**Records supplied**
-- -- --
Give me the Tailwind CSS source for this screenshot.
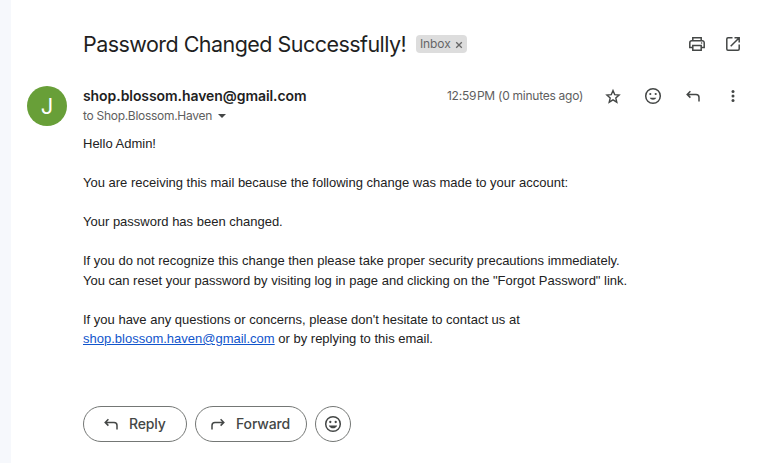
-- -- --
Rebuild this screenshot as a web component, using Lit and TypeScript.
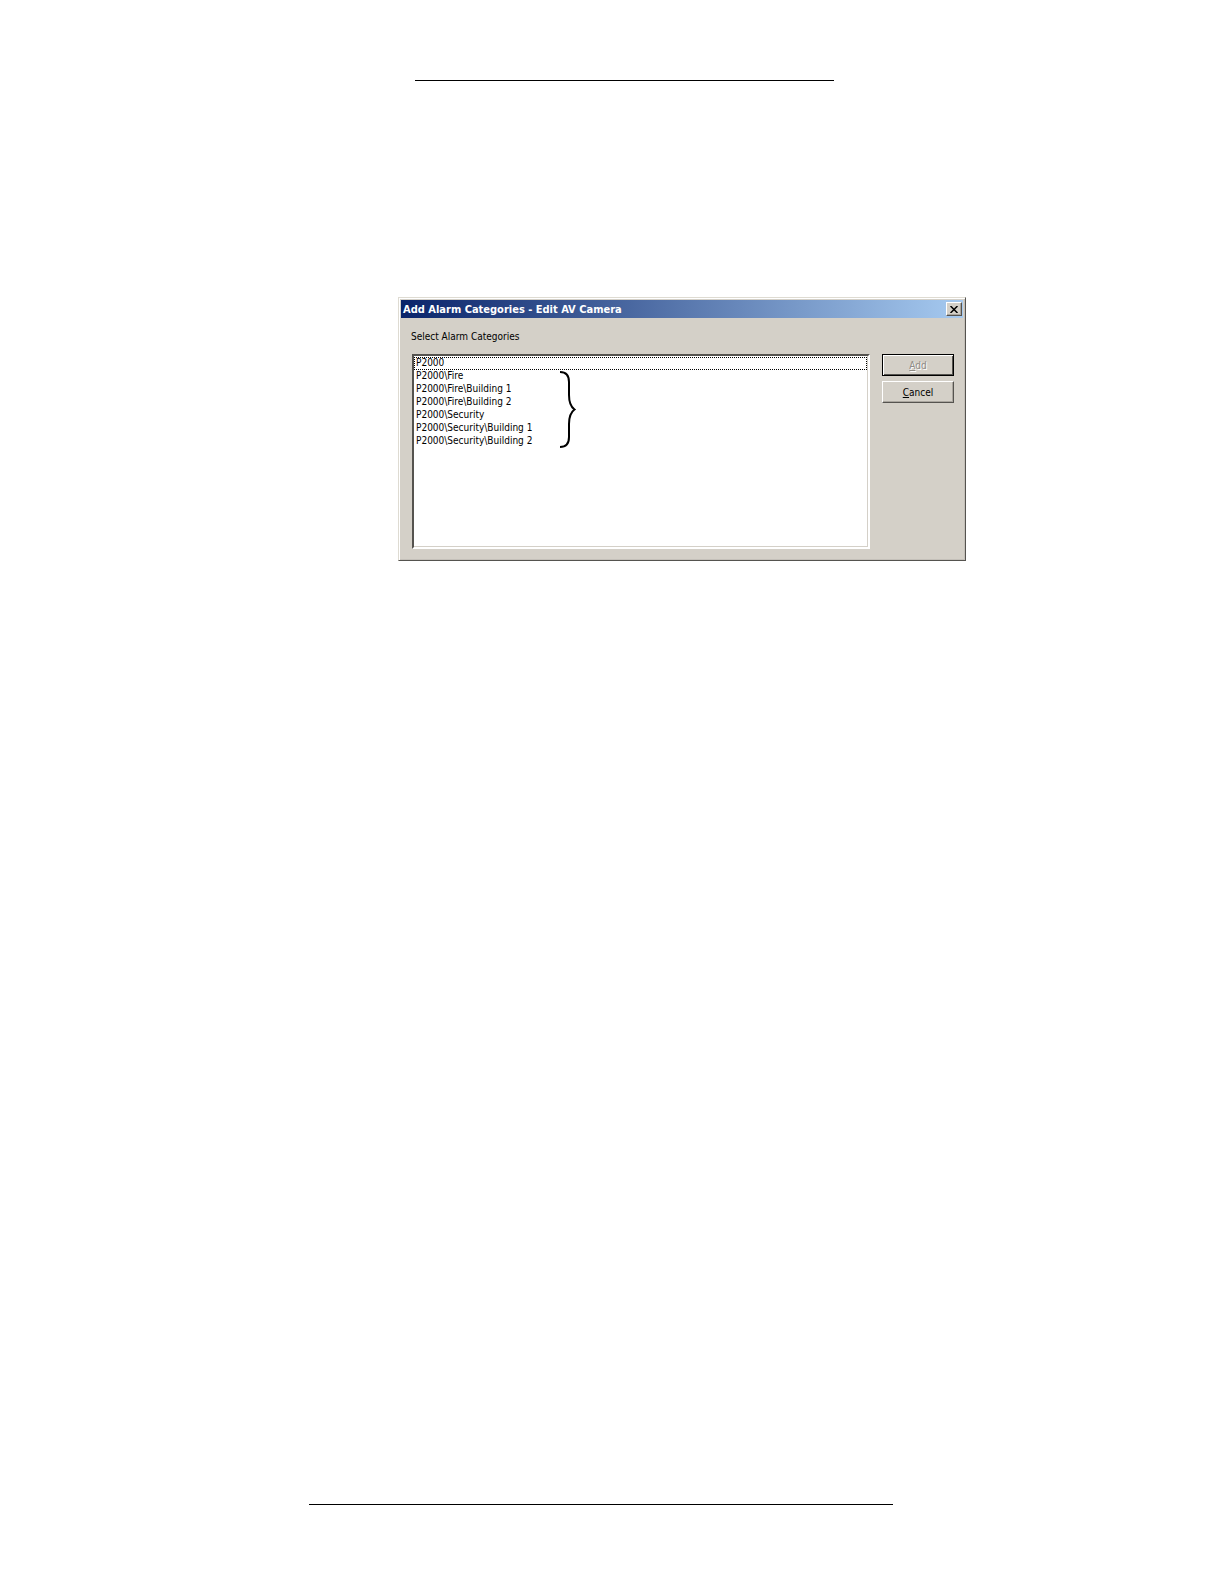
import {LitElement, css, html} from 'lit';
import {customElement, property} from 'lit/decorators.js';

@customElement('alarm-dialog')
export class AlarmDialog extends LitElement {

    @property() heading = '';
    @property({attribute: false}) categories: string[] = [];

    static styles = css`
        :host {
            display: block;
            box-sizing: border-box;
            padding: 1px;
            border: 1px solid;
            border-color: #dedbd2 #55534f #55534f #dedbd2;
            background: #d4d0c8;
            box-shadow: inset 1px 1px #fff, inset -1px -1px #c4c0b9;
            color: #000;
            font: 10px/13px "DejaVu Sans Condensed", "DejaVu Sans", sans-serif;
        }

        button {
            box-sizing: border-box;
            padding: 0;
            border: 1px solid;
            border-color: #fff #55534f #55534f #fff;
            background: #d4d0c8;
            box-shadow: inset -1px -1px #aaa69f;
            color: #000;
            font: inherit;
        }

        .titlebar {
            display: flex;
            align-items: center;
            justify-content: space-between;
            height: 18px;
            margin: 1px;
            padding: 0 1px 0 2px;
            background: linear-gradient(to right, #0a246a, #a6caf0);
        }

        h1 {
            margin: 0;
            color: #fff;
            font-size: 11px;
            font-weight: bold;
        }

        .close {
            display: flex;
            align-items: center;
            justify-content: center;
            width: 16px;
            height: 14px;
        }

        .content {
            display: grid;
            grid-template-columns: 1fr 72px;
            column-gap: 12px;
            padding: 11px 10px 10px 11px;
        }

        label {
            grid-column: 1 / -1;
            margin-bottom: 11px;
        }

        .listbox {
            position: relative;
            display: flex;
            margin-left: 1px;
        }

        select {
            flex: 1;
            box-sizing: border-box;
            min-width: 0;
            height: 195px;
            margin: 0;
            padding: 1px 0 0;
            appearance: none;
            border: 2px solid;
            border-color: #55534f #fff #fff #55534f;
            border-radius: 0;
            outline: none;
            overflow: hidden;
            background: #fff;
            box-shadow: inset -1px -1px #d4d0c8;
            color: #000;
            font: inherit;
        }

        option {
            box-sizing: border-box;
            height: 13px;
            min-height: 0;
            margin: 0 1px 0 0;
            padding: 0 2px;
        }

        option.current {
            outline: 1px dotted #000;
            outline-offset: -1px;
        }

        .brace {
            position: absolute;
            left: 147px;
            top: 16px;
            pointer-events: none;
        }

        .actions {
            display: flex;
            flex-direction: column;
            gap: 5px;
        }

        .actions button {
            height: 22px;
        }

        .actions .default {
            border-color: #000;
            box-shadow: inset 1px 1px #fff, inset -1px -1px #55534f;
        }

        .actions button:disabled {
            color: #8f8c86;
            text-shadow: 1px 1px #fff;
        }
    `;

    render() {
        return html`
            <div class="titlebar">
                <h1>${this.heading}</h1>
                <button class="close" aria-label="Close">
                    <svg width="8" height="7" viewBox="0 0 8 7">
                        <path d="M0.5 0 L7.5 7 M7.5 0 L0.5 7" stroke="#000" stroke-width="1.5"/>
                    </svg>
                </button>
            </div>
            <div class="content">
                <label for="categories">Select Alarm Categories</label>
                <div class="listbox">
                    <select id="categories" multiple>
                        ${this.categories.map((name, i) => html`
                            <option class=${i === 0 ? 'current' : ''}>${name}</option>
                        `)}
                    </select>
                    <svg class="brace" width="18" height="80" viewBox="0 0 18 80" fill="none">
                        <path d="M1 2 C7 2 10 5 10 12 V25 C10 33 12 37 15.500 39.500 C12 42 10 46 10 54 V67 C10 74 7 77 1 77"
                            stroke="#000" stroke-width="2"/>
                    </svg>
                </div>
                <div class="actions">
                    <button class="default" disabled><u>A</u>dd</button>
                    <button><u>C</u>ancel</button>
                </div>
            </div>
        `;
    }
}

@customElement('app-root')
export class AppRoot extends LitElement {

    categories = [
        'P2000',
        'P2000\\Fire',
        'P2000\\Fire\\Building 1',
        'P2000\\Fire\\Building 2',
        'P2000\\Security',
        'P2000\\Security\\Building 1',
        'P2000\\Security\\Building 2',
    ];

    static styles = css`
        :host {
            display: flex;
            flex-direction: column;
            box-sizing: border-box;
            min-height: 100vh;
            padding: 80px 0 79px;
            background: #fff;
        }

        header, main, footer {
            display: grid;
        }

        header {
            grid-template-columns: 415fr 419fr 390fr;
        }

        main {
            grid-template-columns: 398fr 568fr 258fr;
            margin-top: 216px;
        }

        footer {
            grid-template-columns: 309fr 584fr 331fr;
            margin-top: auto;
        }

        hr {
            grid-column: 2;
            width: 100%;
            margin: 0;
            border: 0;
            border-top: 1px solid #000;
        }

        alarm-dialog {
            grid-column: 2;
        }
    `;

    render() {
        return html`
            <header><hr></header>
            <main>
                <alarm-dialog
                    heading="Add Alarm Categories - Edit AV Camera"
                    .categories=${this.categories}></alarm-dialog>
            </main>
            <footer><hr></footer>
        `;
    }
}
-- -- --
**To do**
From the records above, transcribe exactly the lines starting at the one containing "Rebuild this screenshot" and ending at the one containing "export class AlarmDialog". Skip the pictures.

**Exercise response**
Rebuild this screenshot as a web component, using Lit and TypeScript.
import {LitElement, css, html} from 'lit';
import {customElement, property} from 'lit/decorators.js';

@customElement('alarm-dialog')
export class AlarmDialog extends LitElement {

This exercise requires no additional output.